In Miriam’s time, the first century CE, Tarsus was one of the oldest continually inhabited cities in the world, dating back to the Neolithic Period. And, like any great port, it had a mixed population of pirates, seafarers, and roughnecks. One of them was Pytheus, who participated in the jewel heist in Ephesus. We meet him in THE DEADLIEST THIEF where his own wife describes him:

Pytheus was by nature suspicious and secretive, and all he ever dreamed of was having easy money. Instead his life consisted of one failed scheme after another and then running from the consequences.
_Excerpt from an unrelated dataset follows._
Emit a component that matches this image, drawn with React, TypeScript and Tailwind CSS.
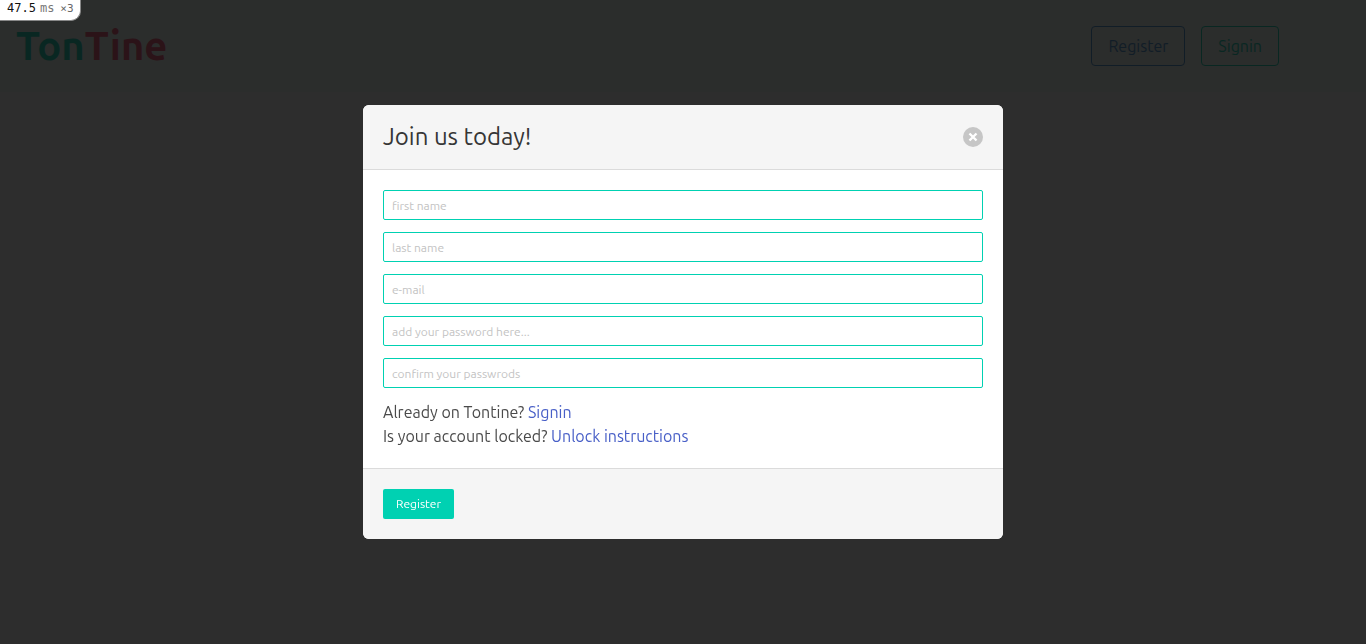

Sometimes he’d come home with unexplained cash, but that only honed his greed and fueled even more bitterness for the possessions others had acquired.

From a comment, a fleeting reflection in a shop window, and the words of a dying man, Miriam infers that Pytheus is “a big brute with tiny deep-set, obsidian eyes, a small head with a sloping forehead, and a massive upper body. And, judging by his accent, he was a Cilician from Tarsus.” Now she just has to find him.

But Pytheus is fixed on killing Miriam. Could he have also poisoned the captain of the ship that brought him to Alexandria? Could he be the savage threatening to butcher Miriam’s best friend? Is he the bully stalking Miriam’s erstwhile assistant? And is he the deadliest thief?